*What is needed:*
Work out how many lines of the listing hold the string "React". Answer with that number alone.

*Data section:*
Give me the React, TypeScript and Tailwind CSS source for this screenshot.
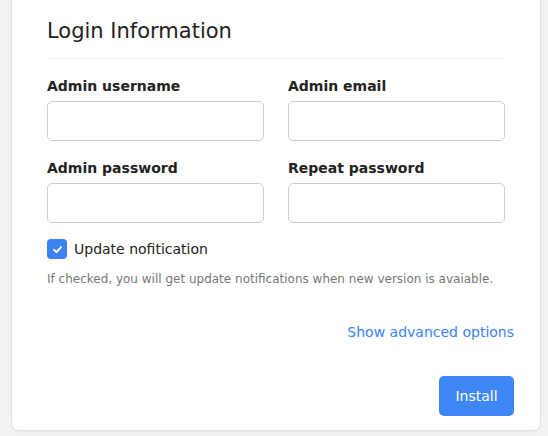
import React from 'react';

const font = { fontFamily: '"DejaVu Sans", Verdana, sans-serif' };

const Field: React.FC<{ label: string; type?: string }> = ({ label, type = 'text' }) => (
  <div className="flex flex-col">
    <label className="text-[14px] leading-[20px] font-bold text-[#222]">{label}</label>
    <input
      type={type}
      className="mt-[5px] h-[40px] w-full rounded-[5px] border border-[#cdcdcd] bg-white px-3 outline-none"
    />
  </div>
);

export default function App() {
  return (
    <div className="w-[548px] h-[436px] overflow-hidden bg-[#f2f2f2]" style={font}>
      <div className="ml-[11px] -mt-[10px] w-[530px] rounded-[8px] border border-[#e2e2e2] bg-white pl-[35px] pr-[26px] pt-[26px] pb-[14px] shadow-[0_1px_2px_rgba(0,0,0,0.05)]">
        {/* Header */}
        <div className="mr-[9px] border-b border-[#ececec] pb-[13px]">
          <h2 className="text-[21px] leading-[28px] font-normal text-[#222]">Login Information</h2>
        </div>

        {/* Fields */}
        <div className="mr-[9px] mt-[17px] grid grid-cols-2 gap-x-[24px] gap-y-[17px]">
          <Field label="Admin username" />
          <Field label="Admin email" type="email" />
          <Field label="Admin password" type="password" />
          <Field label="Repeat password" type="password" />
        </div>

        {/* Update notification */}
        <div className="mt-[16px] flex items-center gap-[7px]">
          <span className="flex h-[20px] w-[20px] items-center justify-center rounded-[4px] bg-[#3b82f6]">
            <svg width="11" height="11" viewBox="0 0 12 12" fill="none">
              <path d="M2.2 6.4 L4.8 8.8 L9.8 3.4" stroke="white" strokeWidth="2.2" strokeLinecap="round" strokeLinejoin="round" />
            </svg>
          </span>
          <span className="text-[14px] leading-[20px] text-[#222]">Update nofitication</span>
        </div>
        <p className="mt-[11px] text-[12px] leading-[18px] text-[#777]">
          If checked, you will get update notifications when new version is avaiable.
        </p>

        {/* Advanced */}
        <div className="mt-[34px] flex justify-end">
          <a className="text-[14px] leading-[20px] text-[#3b82f6] cursor-pointer">Show advanced options</a>
        </div>

        {/* Actions */}
        <div className="mt-[34px] flex justify-end">
          <button className="h-[40px] w-[75px] rounded-[5px] bg-[#3d87f5] text-[14px] text-white">Install</button>
        </div>
      </div>
    </div>
  );
}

*Solved problem:*
3